— Armel Audet, via email
Answer: The text to which you refer is not likely a reference to sin, but refers, instead, to the proclamation of the Gospel. Jesus says, “Nothing is concealed that will not be revealed, nor secret that will not be known. What I say to you in the darkness, speak in the light; what you hear whispered, proclaim on the housetops” (Mt 10:26-27). Mark and Luke report the saying of Jesus in a similar context. Thus Jesus is telling the apostles that what he has taught them privately will one day be proclaimed to the whole world.
In Luke, Jesus tells them, “No one who lights a lamp conceals it with a vessel or sets it under a bed; rather, he places it on a lampstand so that those who enter may see the light” (Lk 8:16). Thus Jesus teaches them that he is kindling the light of truth in them, not to keep it hidden, but so that, when their formation is complete, they will reveal it to the world.
Many, hearing the verse you cite out of context, conclude as you do. Hearing of things “told in the dark,” “done in secret” or “whispered” conjures thoughts of sin. But the verse, read in context, is a reference to the more intimate and thorough formation the apostles received from Jesus. Though Jesus spoke to the crowds, it was often in parables and general ways. But in more private settings Jesus taught his apostles, often explaining his parables. For example, in Matthew’s Gospel we read: “Then, dismissing the crowds, he went into the house. His disciples approached him and said, ‘Explain to us the parable of the weeds in the field’” (Mt 13:36). And there are frequent references in the Gospels to this going aside for private instruction. But clearly Jesus was not just running a private club. He was preparing and forming the apostles for their mission to the ends of the earth.

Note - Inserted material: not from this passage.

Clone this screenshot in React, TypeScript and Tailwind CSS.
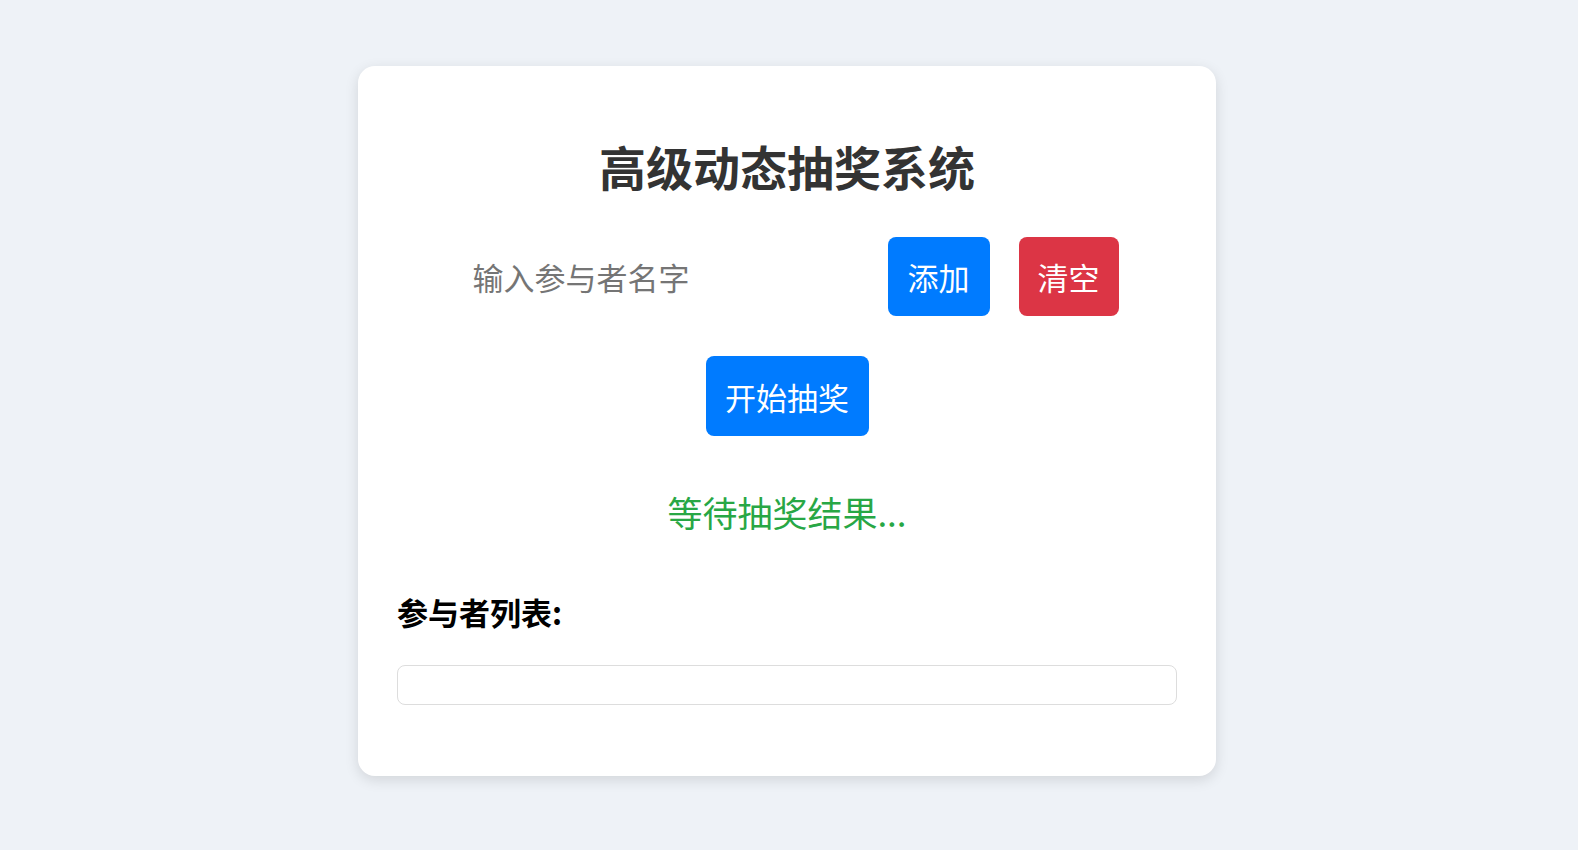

As for sins being disclosed in complete detail, there are different opinions. It seems unlikely that every detail of everyone’s life will be made known. The Last Judgment is of a general nature, involving not just people, but nations, philosophies and so forth. Exacting details are more likely in one’s personal judgment before Christ.
Question: The offertory at Sunday Masses is a very distracting moment. Collections are being taken, ushers moving about, singing is going on, etc. But focus should be on the offertory prayers. Can you comment on this?
— Phyllis Eckert, via email
Answer: The norms of the Church foresee that the offertory is a time of transition where gifts are collected and prepared. The taking of a collection, the procession with and preparation of the bread and wine along with the singing of an offertory chant or song are ancient practices. In more modern times, where money is used as a way of making an offering, it is suitable to collect the money at this time and bring it forth as a sign of our sacrificial offerings.
It is clear that you prefer a less distracted time to focus on the actions of the priest. But liturgical norms permit that these other things take place that are also important and legitimate. The priest, meanwhile, is preparing the offering and presenting it on our behalf. At the “Pray Brethren” he refocuses us and asked our assent in the offerings that have been made and prepared.